Several caveats of this study should be noted. First, as we noted earlier, we identify inter-firm research collaboration by co-ownership of patents. Therefore, it is most likely that research collaboration identified in this study is a subset of actual research collaboration (Briggs 2015) because of legal and institutional complication associated with value appropriation from co-patenting (Belderbos et al. 2014; Hagedoorn 2003). Second, we define a firm as a legal entity and ignore parent-subsidiary relationships among firms. Although Belderbos et al. (2014) incorporate these relationships to define co-patenting between a parent firm and its subsidiary as intra-firm R&D activities, not inter-firm research collaboration, we did not distinguish parent-subsidiary relationships from other inter-firm relationships. Because subsidiaries may be equipped with knowledge different from that of their parent firms, our distinction from the previous study may be justified but should be noted.
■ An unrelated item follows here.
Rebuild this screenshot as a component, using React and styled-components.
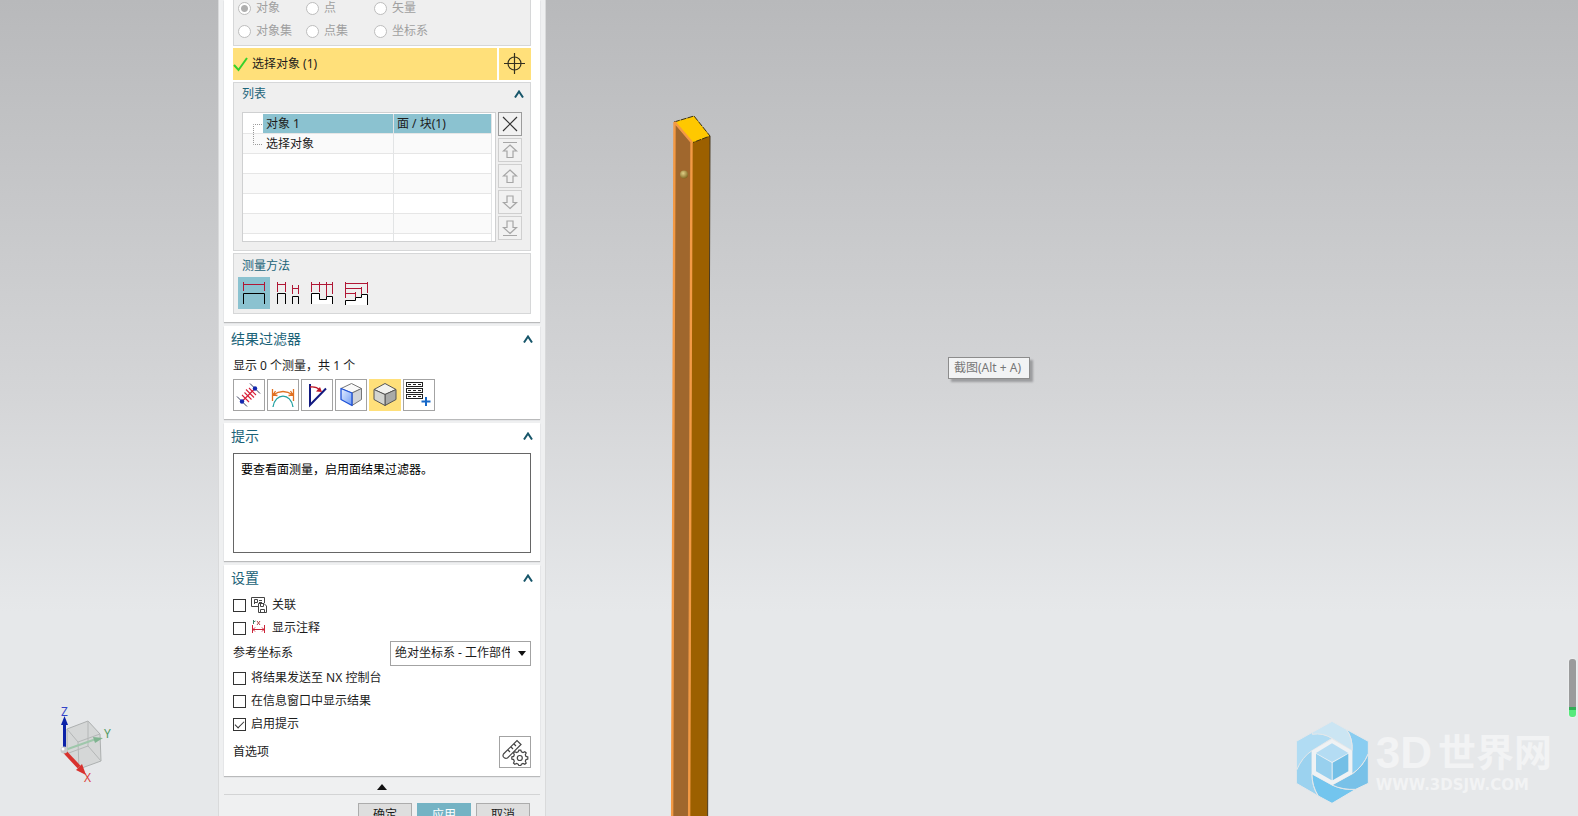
import * as React from 'react'
import styled, { createGlobalStyle, ThemeProvider } from 'styled-components'

const theme = {
  font: "'Noto Sans', 'Noto Sans CJK SC', sans-serif",
  colors: {
    text: '#1c1c1c',
    title: '#1b6378',
    disabled: '#a0a0a0',
    frame: '#eff0f1',
    group: '#efefef',
    line: '#d6d7d8',
    accent: '#8bc2d0',
    highlight: '#ffe07a',
  },
}

const GlobalStyle = createGlobalStyle`
  * {
    box-sizing: border-box;
  }

  body {
    margin: 0;
    overflow: hidden;
  }

  button, input, select, textarea {
    margin: 0;
    padding: 0;
    font: inherit;
    color: inherit;
  }
`

const Page = styled.div`
  display: flex;
  height: 100vh;
  overflow: hidden;
  font-family: ${({ theme }) => theme.font};
  font-size: 12px;
  line-height: 16px;
  color: ${({ theme }) => theme.colors.text};
  background: linear-gradient(#b8b9bb 0%, #d4d5d7 48%, #e6e8ea 75%, #e6e8ea 100%);
`

const LeftView = styled.div`
  flex: none;
  display: flex;
  align-items: flex-end;
  width: 218px;
  padding: 0 0 26px 50px;
`

const Viewport = styled.main`
  position: relative;
  flex: 1;
  overflow: hidden;
`

const Dialog = styled.form`
  flex: none;
  width: 328px;
  padding: 0 5px;
  border: solid #d9dadb;
  border-width: 0 1px;
  background: ${({ theme }) => theme.colors.frame};
`

const Section = styled.section`
  display: flex;
  flex-direction: column;
  gap: ${({ $gap }) => $gap || '0'};
  margin-bottom: 4px;
  padding: 0 9px 8px;
  background: #fff;
  box-shadow: 0 1px 1px #b9babb;
`

const Group = styled.div`
  display: flex;
  flex-direction: column;
  padding: ${({ $pad }) => $pad || '0'};
  border: 1px solid ${({ theme }) => theme.colors.line};
  border-top-width: ${({ $open }) => ($open ? 0 : '1px')};
  background: ${({ theme }) => theme.colors.group};
`

const Title = styled.h2`
  display: flex;
  align-items: center;
  justify-content: space-between;
  height: 26px;
  margin: 0 -2px 4px;
  font-size: 14px;
  font-weight: 400;
  color: ${({ theme }) => theme.colors.title};
`

const SubTitle = styled.h3`
  display: flex;
  align-items: center;
  justify-content: space-between;
  height: ${({ $tall }) => ($tall ? '23px' : '22px')};
  margin: 0 -2px 0 0;
  padding-left: ${({ $tall }) => ($tall ? '4px' : '0')};
  font-size: 12px;
  font-weight: 400;
  color: ${({ theme }) => theme.colors.title};
`

const Collapse = styled.button`
  display: flex;
  border: 0;
  background: none;
  color: #17566a;
`

const RadioGrid = styled.div`
  display: grid;
  grid-template-columns: 68px 68px 1fr;
  gap: 7px 0;
`

const RadioLabel = styled.label`
  display: flex;
  align-items: center;
  gap: 5px;
  height: 16px;
  color: ${({ theme }) => theme.colors.disabled};
`

const Radio = styled.input`
  appearance: none;
  width: 13px;
  height: 13px;
  border: 1px solid #bdbdbd;
  border-radius: 50%;
  background: #fff;

  &:checked {
    background: radial-gradient(circle, #b0b0b0 3px, #fff 4px);
  }
`

const SelectRow = styled.div`
  display: flex;
  gap: 2px;
  height: 32px;
`

const SelectObject = styled.button`
  flex: 1;
  display: flex;
  align-items: center;
  gap: 4px;
  border: 0;
  background: ${({ theme }) => theme.colors.highlight};
`

const IconButton = styled.button`
  display: flex;
  align-items: center;
  justify-content: center;
  width: 32px;
  height: 32px;
  border: ${({ $flat }) => ($flat ? '0' : '1px solid #a3a3a3')};
  border-color: ${({ $active }) => ($active ? '#ffe07a' : '#a3a3a3')};
  background: ${({ $active, $flat, theme }) => {
    if ($active) return $flat ? theme.colors.accent : theme.colors.highlight
    return $flat ? 'transparent' : '#fff'
  }};

  svg {
    flex: none;
  }
`

const Target = styled(IconButton)`
  border: 0;
  background: ${({ theme }) => theme.colors.highlight};
`

const ListBody = styled.div`
  display: flex;
  gap: 2px;
  margin-top: 7px;
`

const TableBox = styled.div`
  flex: 1;
  height: 130px;
  padding: 1px 3px 0 0;
  overflow: hidden;
  border: 1px solid #cfd0d1;
  background: #fff;
`

const Table = styled.table`
  width: 100%;
  border-spacing: 0;
  table-layout: fixed;
`

const Row = styled.tr`
  background: ${({ $odd }) => ($odd ? '#fafafa' : '#fff')};
`

const Cell = styled.td`
  width: ${({ $width }) => $width || 'auto'};
  height: 20px;
  padding: 0 0 0 ${({ $indent }) => ($indent ? 0 : '3px')};
  overflow: hidden;
  white-space: nowrap;
  line-height: 19px;
  border-bottom: 1px solid #e6e6e6;
  border-right: ${({ $indent }) => ($indent ? '0' : '1px solid #e2e4e5')};
  background: ${({ $selected, theme }) =>
    $selected ? theme.colors.accent : 'transparent'};

  svg {
    display: block;
  }
`

const OrderButtons = styled.div`
  display: flex;
  flex-direction: column;
  gap: 2px;
`

const OrderButton = styled.button`
  display: flex;
  align-items: center;
  justify-content: center;
  width: 24px;
  height: 24px;
  border: 1px solid ${({ disabled }) => (disabled ? '#cfcfcf' : '#9c9c9c')};
  background: #f1f1f1;
  color: ${({ disabled }) => (disabled ? '#a6a6a6' : '#333')};

  svg {
    flex: none;
  }
`

const ButtonRow = styled.div`
  display: flex;
  gap: 2px;
`

const Summary = styled.p`
  margin: 0 0 3px;
  line-height: 20px;
`

const Hint = styled.textarea`
  display: block;
  height: 100px;
  padding: 7px;
  border: 1px solid #666;
  outline: 0;
  resize: none;
  background: #fff;
  color: #000;
  line-height: 18px;
`

const Settings = styled.div`
  display: flex;
  flex-direction: column;
  gap: 1px;
  margin-top: -1px;
`

const CheckLabel = styled.label`
  display: flex;
  align-items: center;
  gap: 5px;
  height: 22px;
`

const Checkbox = styled.input`
  appearance: none;
  display: grid;
  width: 13px;
  height: 13px;
  border: 1px solid #333;
  background: #fff;

  &:checked::after {
    content: '';
    width: 8px;
    height: 4px;
    margin: 2px 0 0 1px;
    border: solid #333;
    border-width: 0 0 1px 1px;
    transform: rotate(-45deg);
  }
`

const FieldRow = styled.div`
  display: flex;
  align-items: center;
  justify-content: space-between;
  min-height: 26px;
`

const SelectBox = styled.div`
  position: relative;
  width: 141px;

  svg {
    position: absolute;
    top: 10px;
    right: 5px;
    pointer-events: none;
  }
`

const Select = styled.select`
  appearance: none;
  display: block;
  width: 100%;
  height: 25px;
  padding: 0 20px 0 4px;
  border: 1px solid #a3a3a3;
  border-radius: 0;
  background: #fff;
`

const More = styled.button`
  display: flex;
  align-items: center;
  justify-content: center;
  width: 100%;
  height: 15px;
  border: 0;
  border-bottom: 1px solid #d3d4d5;
  background: none;
`

const Footer = styled.footer`
  display: flex;
  justify-content: flex-end;
  gap: 5px;
  padding: 8px 10px;
`

const FooterButton = styled.button`
  width: 54px;
  height: 24px;
  border: 1px solid ${({ $primary }) => ($primary ? '#74b3c4' : '#acacac')};
  background: ${({ $primary }) => ($primary ? '#74b3c4' : '#dedede')};
  color: ${({ $primary }) => ($primary ? '#fff' : 'inherit')};
`

const Beam = styled.svg`
  position: absolute;
  top: 0;
  left: 120px;
`

const Tooltip = styled.div`
  position: absolute;
  top: 357px;
  left: 402px;
  padding: 2px 8px 2px 5px;
  border: 1px solid #8c8c8c;
  background: #f2f3f4;
  box-shadow: 3px 3px 2px #9c9d9f;
  color: #777;
`

const Watermark = styled.div`
  position: absolute;
  right: 26px;
  bottom: 12px;
  display: flex;
  align-items: center;
  gap: 7px;
  color: #f2f3f4;
  font-family: 'Liberation Sans', 'Noto Sans CJK SC', sans-serif;
  font-weight: 700;
`

const Brand = styled.div`
  display: flex;
  align-items: center;
  gap: 6px;
  font-size: 38px;
  line-height: 46px;
`

const BrandLatin = styled.span`
  font-size: 44px;
`

const Site = styled.div`
  font-family: 'DejaVu Sans', sans-serif;
  font-size: 15px;
  line-height: 18px;
`

const Level = styled.div`
  position: absolute;
  top: 659px;
  right: 2px;
  width: 7px;
  height: 58px;
  border-radius: 3px;
  background: linear-gradient(#9a9b9c 48px, #2fae55 48px, #2fae55 51px, #56ea7c 51px);
  box-shadow: 0 0 2px #fff;
`

const Chevron = () => (
  <svg width="10" height="8" viewBox="0 0 10 8" fill="none" stroke="currentColor" strokeWidth="2">
    <path d="M1 7.5L5 1.5L9 7.5" />
  </svg>
)

const CheckMark = () => (
  <svg width="15" height="16" viewBox="0 0 15 16" fill="none" stroke="#35d02c" strokeWidth="2">
    <path d="M1 9L5.5 14L14 2" />
  </svg>
)

const Crosshair = () => (
  <svg width="22" height="22" viewBox="0 0 22 22" fill="none" stroke="#33301f" strokeWidth="1.2">
    <circle cx="10.5" cy="10.5" r="6.5" />
    <path d="M0 10.5H21M10.5 0V21" />
  </svg>
)

const Tree = ({ last }) => (
  <svg width="20" height="19" fill="none" stroke="#999" strokeDasharray="1 1">
    <path d={last ? 'M10.5 0V10.5H20' : 'M10.5 19V10.5H20'} />
  </svg>
)

const orderPaths = {
  删除: 'M2 2L16 16M16 2L2 16',
  移到顶部: 'M2 1.5H16M9 4L15.5 10H12V16.5H6V10H2.5Z',
  上移: 'M9 3L15.5 9H12V15.5H6V9H2.5Z',
  下移: 'M9 15.5L15.5 9.5H12V3H6V9.5H2.5Z',
  移到底部: 'M2 16.5H16M9 14.5L15.5 8.5H12V2H6V8.5H2.5Z',
}

const methods = [
  {
    name: '自由',
    red: 'M5.5 5V14M26.5 5V14M5.5 7.5H27',
    black: 'M5.5 27V16.5H26.5V27',
  },
  {
    name: '对象对',
    red: 'M5.5 5V15M13.5 5V15M5.5 7.5H13.5M20.5 8V17M26.5 8V17M20.5 11.5H26.5',
    black: 'M5.5 27V16.5H13.5V27M20.5 27V19.5H26.5V27',
  },
  {
    name: '对象链',
    red: 'M5.5 5V15M13.5 5V15M20.5 5V19M26.5 5V17M5.5 7.5H27',
    black: 'M5.5 27V16.5H13.5V22.5H20.5V19.5H26.5V27',
    fill: true,
  },
  {
    name: '从参考对象',
    red: 'M5.5 5V21M27.5 5V16M5.5 6.5H28M5.5 11.5H21.5M21.5 10V17M5.5 16.5H15.5M15.5 15V20',
    black: 'M5.5 28V23.5H15.5V20.5H21.5V17.5H27.5V28',
    fill: true,
  },
]

const MethodIcon = ({ red, black, fill }) => (
  <svg width="32" height="32" fill="none">
    <path d={black} stroke="#000" fill={fill ? '#fff' : 'none'} />
    <path d={red} stroke="#b01735" />
  </svg>
)

const DistanceIcon = () => (
  <svg width="32" height="32" fill="none">
    <path d="M9 22.500L22 9.500" stroke="#d8203a" strokeWidth="1.300" />
    <path d="M9 16L16 23M11.500 13.500L18.500 20.500M13 10.500L21 18.500M16 9L23 16" stroke="#d8203a" strokeWidth="1.100" />
    <path d="M4 17.500L14 27.500M17 4.500L27 14.500" stroke="#3a3f5c" />
    <circle cx="9" cy="22.500" r="2.200" fill="#1328b0" />
    <circle cx="22" cy="9.500" r="2.200" fill="#1328b0" />
  </svg>
)

const CurveIcon = () => (
  <svg width="32" height="32" fill="none" strokeWidth="1.3">
    <path d="M5.500 10V22M26.500 10V22M6 16Q16 9 26 16M6 16L8.500 12M6 16L10.500 16.500M26 16L23.500 12M26 16L21.500 16.500" stroke="#e07020" />
    <path d="M6 28C8 13.500 24 13.500 26 28" stroke="#20a0a0" />
  </svg>
)

const AngleIcon = () => (
  <svg width="32" height="32" fill="none">
    <path d="M9 5V26L25 9.500" stroke="#121a80" strokeWidth="2" />
    <path d="M9 8Q15 7 19 11" stroke="#c0182a" strokeWidth="1.3" />
    <path d="M21 13L15 12.500L19 8Z" fill="#c0182a" />
  </svg>
)

const FaceIcon = () => (
  <svg width="32" height="32" stroke="#777" strokeLinejoin="round">
    <defs>
      <linearGradient id="faceBlue" x1="0" y1="0" x2="1" y2="1">
        <stop offset="0" stopColor="#e8f0ff" />
        <stop offset="1" stopColor="#6f9cf5" />
      </linearGradient>
    </defs>
    <path d="M16.500 4.500L26.500 9.500L17 14L6 9.500Z" fill="#fafafa" />
    <path d="M26.500 9.500V20.500L17 26.500V14Z" fill="#d2d4d8" />
    <path d="M6 9.500L17 14V26.500L6 20.500Z" fill="url(#faceBlue)" stroke="#1c50d8" strokeWidth="1.3" />
  </svg>
)

const BodyIcon = () => (
  <svg width="32" height="32" stroke="#555" strokeLinejoin="round">
    <path d="M16 4.500L27 10.500L16 15.500L5 10.500Z" fill="#f2f2ef" />
    <path d="M27 10.500V20.500L16 26.500V15.500Z" fill="#a9aaa8" />
    <path d="M5 10.500L16 15.500V26.500L5 20.500Z" fill="#d3d4d0" />
  </svg>
)

const TableIcon = () => (
  <svg width="32" height="32" fill="none">
    {[3.5, 9.5, 15.5].map(y => (
      <g key={y} stroke="#222">
        <rect x="3.500" y={y} width="16" height="4" fill="#fff" />
        <path d={`M5 ${y + 2}H18`} strokeDasharray="3 2" strokeWidth="1.2" />
      </g>
    ))}
    <path d="M23 18V27M18.500 22.500H27.500" stroke="#1668c8" strokeWidth="2" />
  </svg>
)

const LinkIcon = () => (
  <svg width="16" height="16" fill="none" stroke="#444">
    <path d="M7 9.500H0.500V0.500H13.500V6M3.500 7V2.500H6.500V5.500H3.500M8 3.500H11M8 5.500H11" />
    <path d="M7.500 6.500H13L15.500 9V15.500H7.500ZM9.500 6.500V9.500H12.500V7M9.500 15V12.500H13.500V15" />
  </svg>
)

const NoteIcon = () => (
  <svg width="16" height="16" fill="none">
    <path d="M1.500 5V13M13.500 5V13M2 9.500H13M4 7.500L2 9.500L4 11.500M11 7.500L13 9.500L11 11.500" stroke="#cc2438" />
    <path d="M2.500 0V4M2.500 2L4.500 1" stroke="#3e7f66" />
    <path d="M6 1L9 5M9 1L6 5" stroke="#b04a4a" />
  </svg>
)

const PreferencesIcon = () => (
  <svg width="28" height="28" viewBox="0 0 28 28" fill="none" stroke="#444" strokeWidth="1.2">
    <path d="M2.500 16L16 2.500L20 6.500L6.500 20Q4 21 2.500 19Q1.500 17.500 2.500 16ZM7 12L9 14M10 9L12 11M13 6L15 8" />
    <path
      d="M25 18.400L26.800 19V21L25 21.600L24.300 23.300L25.200 25L23.800 26.300L22 25.500L20.400 26.200L19.800 27.500H17.900L17.200 26.200L15.600 25.500L13.800 26.300L12.500 25L13.300 23.300L12.600 21.600L10.800 21V19L12.600 18.400L13.300 16.700L12.500 15L13.800 13.700L15.600 14.500L17.200 13.800L17.900 12.200H19.800L20.400 13.800L22 14.500L23.800 13.700L25.200 15L24.300 16.700Z"
      fill="#fff"
    />
    <circle cx="18.800" cy="20" r="2.500" />
  </svg>
)

const Triad = () => (
  <svg width="70" height="96" viewBox="0 -10 70 96" fontFamily="Noto Sans, sans-serif" fontSize="12">
    <path d="M17 25L38 17L50 30L51 57L29 65L17 50Z" fill="#d5d7d7" stroke="#adb0b0" />
    <path d="M17 25L28 38L50 30M28 38L29 65M38 17V42L51 57M38 42L16 50" fill="none" stroke="#b4b7b7" />
    <path d="M15 46L46 35" stroke="#9fc7ab" strokeWidth="2" />
    <path d="M43 33L53 34L45 39Z" fill="#7fb490" />
    <path d="M14.500 46V20" stroke="#0b22a8" strokeWidth="3" />
    <path d="M11 21L14.500 12L18 21Z" fill="#0b22a8" />
    <path d="M15 48L29 63" stroke="#d8322e" strokeWidth="4" />
    <path d="M26 66L32 60L36 71Z" fill="#d8322e" />
    <circle cx="14" cy="46" r="3.500" fill="#c9cbcc" />
    <circle cx="13" cy="45" r="1.500" fill="#fff" />
    <text x="11" y="12" fill="#3544c8">Z</text>
    <text x="54" y="34" fill="#4f9a63">Y</text>
    <text x="34" y="78" fill="#dc3f3a">X</text>
  </svg>
)

const Logo = () => (
  <svg width="74" height="84" viewBox="72 60 222 252">
    <g stroke="#e6e8ea" strokeWidth="3">
      <path d="M76 124L124 97Q160 100 183 115L123 152L76 212Z" fill="#b1dcf3" />
      <path d="M76 212Q94 170 123 152V222Q123 262 142 288L76 250Z" fill="#9bd2ef" />
      <path d="M123 222L183 255Q220 272 254 268L183 310L142 288Q123 258 123 222Z" fill="#73c5ee" />
      <path d="M183 255L243 222Q276 200 292 160V250L254 268Q215 270 183 255Z" fill="#78c1e8" />
      <path d="M243 152Q246 115 226 88L292 124V160Q276 200 243 222Z" fill="#89cdf1" />
      <path d="M124 97L183 64L226 88Q246 116 243 152L183 115Q156 98 124 103Z" fill="#cbe5f3" />
    </g>
    <path d="M183 118L243 152V222L183 255L123 222V152Z" fill="#eff2f4" />
    <path d="M183 130L232 159L183 186L135 159Z" fill="#b4dcf3" />
    <path d="M135 161L182 188V241L135 214Z" fill="#98d0ee" />
    <path d="M185 188L232 161V214L185 241Z" fill="#73bfe6" />
  </svg>
)

const BeamDrawing = () => (
  <Beam width="50" height="1000" viewBox="0 0 50 1000" aria-hidden="true">
    <defs>
      <radialGradient id="knob" cx="0.4" cy="0.35" r="0.7">
        <stop offset="0" stopColor="#e0cf86" />
        <stop offset="1" stopColor="#7d6520" />
      </radialGradient>
    </defs>
    <path d="M8 123L26 142L23 1000H5Z" fill="#a0672d" />
    <path d="M26 142L44 136L41 1000H23Z" fill="#9c6000" />
    <path d="M44 136L41 1000" stroke="#4a3a20" strokeWidth="1" />
    <path d="M9 122L28 116L44 136L26 143Z" fill="#ffc800" />
    <path d="M8 122L28 116L44 136L27 142.500" fill="none" stroke="#3a2f10" strokeDasharray="6 1" />
    <path d="M8.500 122L25.500 142L22.500 1000M8.500 122L5.500 1000" fill="none" stroke="#f39a45" strokeWidth="2.400" />
    <circle cx="18" cy="174.500" r="4" fill="url(#knob)" />
  </Beam>
)

const radios = ['对象', '点', '矢量', '对象集', '点集', '坐标系']

const rows = [['对象 1', '面 / 块(1)'], ['选择对象', ''], [], [], [], [], []]

const filters = [
  { name: '距离', Icon: DistanceIcon },
  { name: '曲线', Icon: CurveIcon },
  { name: '角度', Icon: AngleIcon },
  { name: '面', Icon: FaceIcon },
  { name: '体', Icon: BodyIcon, active: true },
  { name: '更多', Icon: TableIcon },
]

const CollapseButton = ({ label }) => (
  <Collapse type="button" aria-label={`折叠${label}`}>
    <Chevron />
  </Collapse>
)

const SectionTitle = ({ children }) => (
  <Title>
    {children}
    <CollapseButton label={children} />
  </Title>
)

const Check = ({ icon, children, checked }) => (
  <CheckLabel>
    <Checkbox type="checkbox" defaultChecked={checked} />
    {icon}
    {children}
  </CheckLabel>
)

const ObjectSection = () => (
  <Section $gap="2px">
    <Group $open $pad="0 4px 6px">
      <RadioGrid>
        {radios.map((name, i) => (
          <RadioLabel key={name}>
            <Radio type="radio" name="kind" defaultChecked={i === 0} disabled />
            {name}
          </RadioLabel>
        ))}
      </RadioGrid>
    </Group>
    <SelectRow>
      <SelectObject type="button">
        <CheckMark />
        选择对象 (1)
      </SelectObject>
      <Target type="button" aria-label="点构造器">
        <Crosshair />
      </Target>
    </SelectRow>
    <Group $pad="0 8px 8px">
      <SubTitle>
        列表
        <CollapseButton label="列表" />
      </SubTitle>
      <ListBody>
        <TableBox>
          <Table>
            <tbody>
              {rows.map(([name, value], i) => (
                <Row key={i} $odd={i % 2 === 1}>
                  <Cell $indent $width="20px">
                    {i < 2 && <Tree last={i === 1} />}
                  </Cell>
                  <Cell $width="131px" $selected={i === 0}>
                    {name}
                  </Cell>
                  <Cell $selected={i === 0}>{value}</Cell>
                </Row>
              ))}
            </tbody>
          </Table>
        </TableBox>
        <OrderButtons>
          {Object.keys(orderPaths).map((name, i) => (
            <OrderButton key={name} type="button" aria-label={name} disabled={i > 0}>
              <svg width="18" height="18" fill="none" stroke="currentColor" strokeWidth="1.2">
                <path d={orderPaths[name]} />
              </svg>
            </OrderButton>
          ))}
        </OrderButtons>
      </ListBody>
    </Group>
    <Group $pad="0 4px 4px">
      <SubTitle $tall>测量方法</SubTitle>
      <ButtonRow>
        {methods.map((method, i) => (
          <IconButton key={method.name} type="button" aria-label={method.name} $flat $active={i === 0}>
            <MethodIcon {...method} />
          </IconButton>
        ))}
      </ButtonRow>
    </Group>
  </Section>
)

const FilterSection = () => (
  <Section>
    <SectionTitle>结果过滤器</SectionTitle>
    <Summary>显示 0 个测量，共 1 个</Summary>
    <ButtonRow>
      {filters.map(({ name, Icon, active }) => (
        <IconButton key={name} type="button" aria-label={name} $active={active}>
          <Icon />
        </IconButton>
      ))}
    </ButtonRow>
  </Section>
)

const HintSection = () => (
  <Section>
    <SectionTitle>提示</SectionTitle>
    <Hint readOnly aria-label="提示" defaultValue="要查看面测量，启用面结果过滤器。" />
  </Section>
)

const SettingsSection = () => (
  <Section>
    <SectionTitle>设置</SectionTitle>
    <Settings>
      <Check icon={<LinkIcon />}>关联</Check>
      <Check icon={<NoteIcon />}>显示注释</Check>
      <FieldRow>
        <label htmlFor="csys">参考坐标系</label>
        <SelectBox>
          <Select id="csys">
            <option>绝对坐标系 - 工作部件</option>
          </Select>
          <svg width="8" height="5">
            <path d="M0 0H8L4 5Z" fill="#111" />
          </svg>
        </SelectBox>
      </FieldRow>
      <Check>将结果发送至 NX 控制台</Check>
      <Check>在信息窗口中显示结果</Check>
      <Check checked>启用提示</Check>
      <FieldRow>
        首选项
        <IconButton type="button" aria-label="首选项">
          <PreferencesIcon />
        </IconButton>
      </FieldRow>
    </Settings>
  </Section>
)

const App = () => (
  <ThemeProvider theme={theme}>
    <>
      <GlobalStyle />
      <Page>
        <LeftView>
          <Triad />
        </LeftView>
        <Dialog onSubmit={e => e.preventDefault()}>
          <ObjectSection />
          <FilterSection />
          <HintSection />
          <SettingsSection />
          <More type="button" aria-label="收起">
            <svg width="10" height="6">
              <path d="M0 6H10L5 0Z" fill="#111" />
            </svg>
          </More>
          <Footer>
            <FooterButton type="submit">确定</FooterButton>
            <FooterButton type="button" $primary>
              应用
            </FooterButton>
            <FooterButton type="button">取消</FooterButton>
          </Footer>
        </Dialog>
        <Viewport>
          <BeamDrawing />
          <Tooltip role="tooltip">截图(Alt + A)</Tooltip>
          <Watermark>
            <Logo />
            <div>
              <Brand>
                <BrandLatin>3D</BrandLatin>
                世界网
              </Brand>
              <Site>WWW.3DSJW.COM</Site>
            </div>
          </Watermark>
          <Level />
        </Viewport>
      </Page>
    </>
  </ThemeProvider>
)

export default App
Third, our results are based on the sample of firms that are granted at least one patent in the period examined. Because firms with any patent are likely to be more innovative than those without, our results can be applied to relatively innovative firms, not to the population of firms, although we should emphasize that our sample includes SMEs. Finally, although we show the large effect of international collaboration, our analysis does not explicitly consider the costs of creating and maintaining linkages. Therefore, it is still unclear how we can reduce the costs and thus promote international linkages and whether collaborating with foreign firms results in a net positive benefit. We leave this important research agenda for future research.